In study 1 (exploratory, N=230) parents of 0- to 47-month-olds completed the 23-question ESCS online. Questions determined children’s level of social
cognition, e.g., “Does your child follow where you point to look at the same things as you?” and, “Does your child understand what it means for others to
make mistakes? E.g., that they dropped a plate by accident.” One item did not correlate with the total score, “Does your child like to look at faces?”
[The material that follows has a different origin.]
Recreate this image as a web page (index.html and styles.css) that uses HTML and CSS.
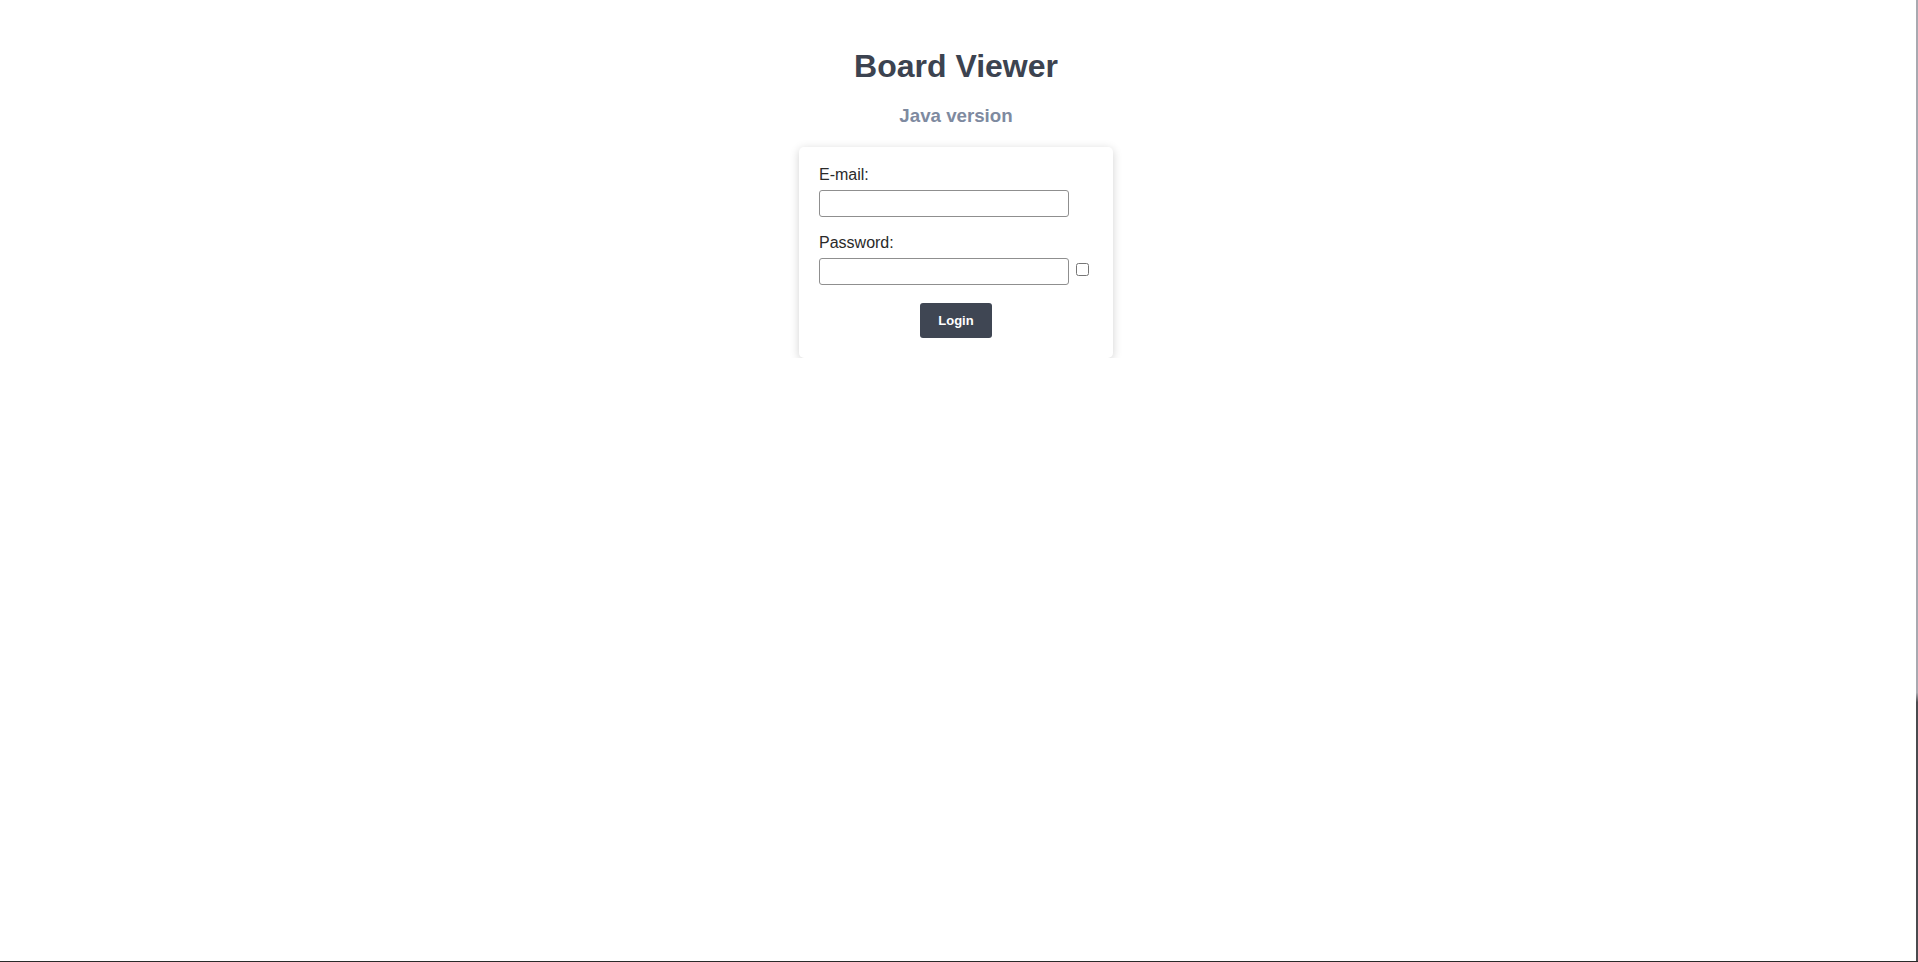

since it was at ceiling, so was dropped. The remaining 22 items correlated with the total score with Spearman’s rho>.3, p<.05. Scale reliability was
excellent, KR20=0.95. The ESCS correlated strongly with age, Pearson’s r=0.86, p<.001.
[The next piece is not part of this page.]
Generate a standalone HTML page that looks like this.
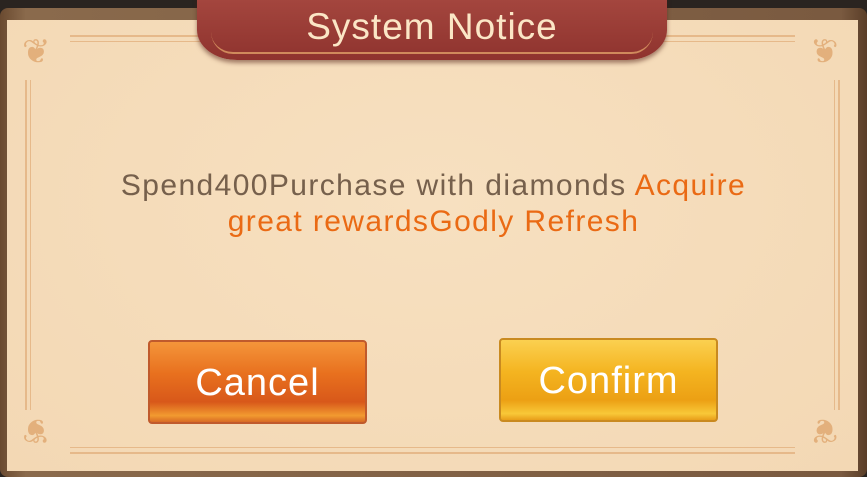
<!DOCTYPE html>
<html><head><style>
body{margin:0;width:867px;height:477px;overflow:hidden;background:#2a2420;font-family:"Liberation Sans",sans-serif;position:relative}
.wood{position:absolute;left:0;top:8px;width:867px;height:469px;background:linear-gradient(90deg,#6a4a30,#8a6a4c 3%,#7a5a40 97%,#5a3e28);border-radius:8px}
.paper{position:absolute;left:7px;top:20px;width:851px;height:451px;background:radial-gradient(ellipse at 50% 40%,#f7e0c0,#f3d8b4);}
.ln{position:absolute;border-color:#e6b98a;border-style:solid;border-width:0}
.rib{position:absolute;left:197px;top:-4px;width:470px;height:64px;background:linear-gradient(#a5473f,#8f332e);border-radius:0 0 40px 40px/0 0 30px 30px;box-shadow:0 3px 4px rgba(80,30,20,.5)}
.rib:after{content:"";position:absolute;left:14px;right:14px;bottom:6px;height:20px;border-bottom:2px solid #d08a5c;border-radius:0 0 30px 30px}
.title{position:absolute;left:197px;width:470px;top:6px;text-align:center;color:#fbe6c6;font-size:37px;letter-spacing:1px}
.msg{position:absolute;left:0;width:867px;top:168px;text-align:center;font-size:30px;letter-spacing:1.4px;line-height:36px;color:#76604c}
.o{color:#ea6a14}
.btn{position:absolute;width:219px;height:84px;border-radius:4px;color:#fff;font-size:38px;letter-spacing:1px;text-align:center;line-height:82px;box-sizing:border-box}
.c{left:148px;top:340px;background:linear-gradient(#f4953a,#e8701e 40%,#d8581a 75%,#f29a30 92%,#d86a24);border:2px solid #c05a2c}
.f{left:499px;top:338px;background:linear-gradient(#fbd050,#f4b420 40%,#eca014 75%,#f8c838 92%,#e89e1a);border:2px solid #c98a20}
</style></head><body>
<div class="wood"></div>
<div class="paper"></div>
<div class="ln" style="left:70px;top:35px;width:150px;border-top-width:2px"></div>
<div class="ln" style="left:645px;top:35px;width:150px;border-top-width:2px"></div>
<div class="ln" style="left:70px;top:41px;width:150px;border-top-width:1px"></div>
<div class="ln" style="left:645px;top:41px;width:150px;border-top-width:1px"></div>
<div class="ln" style="left:25px;top:80px;height:330px;border-left-width:2px;border-right-width:1px;width:3px"></div>
<div class="ln" style="left:834px;top:80px;height:330px;border-left-width:1px;border-right-width:2px;width:3px"></div>
<div class="ln" style="left:70px;top:447px;width:725px;border-top-width:1px"></div>
<div class="ln" style="left:70px;top:452px;width:725px;border-top-width:2px"></div>
<div style="position:absolute;left:22px;top:32px;color:#e3b07c;font-size:34px">❦</div>
<div style="position:absolute;left:810px;top:32px;color:#e3b07c;font-size:34px;transform:scaleX(-1)">❦</div>
<div style="position:absolute;left:22px;top:410px;color:#e3b07c;font-size:34px;transform:scaleY(-1)">❦</div>
<div style="position:absolute;left:810px;top:410px;color:#e3b07c;font-size:34px;transform:scale(-1,-1)">❦</div>
<div class="rib"></div>
<div class="title">System Notice</div>
<div class="msg">Spend400Purchase with diamonds <span class="o">Acquire</span><br><span class="o">great rewardsGodly Refresh</span></div>
<div class="btn c">Cancel</div>
<div class="btn f">Confirm</div>
</body></html>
In study 2 (confirmatory, N=228), scale reliability was again excellent, KR20=0.93, and again, the ESCS correlated strongly with age, Pearson’s
r=0.82, p<.001.
A subset of children from the above studies were tested for test-retest reliability. Children (N=48) had similar scores 6 months later, Pearson’s
r=0.56, p<.001, df=45, controlling for age. Children (N=24) also had similar scores 12 months later, Pearson’s r=0.66, p=.001, df=21, controlling for age.
A subset of children from the above studies were tested for inter-observer agreement by having both parents separately complete the ESCS. Both
parents gave similar scores to children (N=32), Pearson’s r=0.85, p<.001, df=29, controlling for age.
The final stage will involve comparing the ESCS to lab tasks for 84 children.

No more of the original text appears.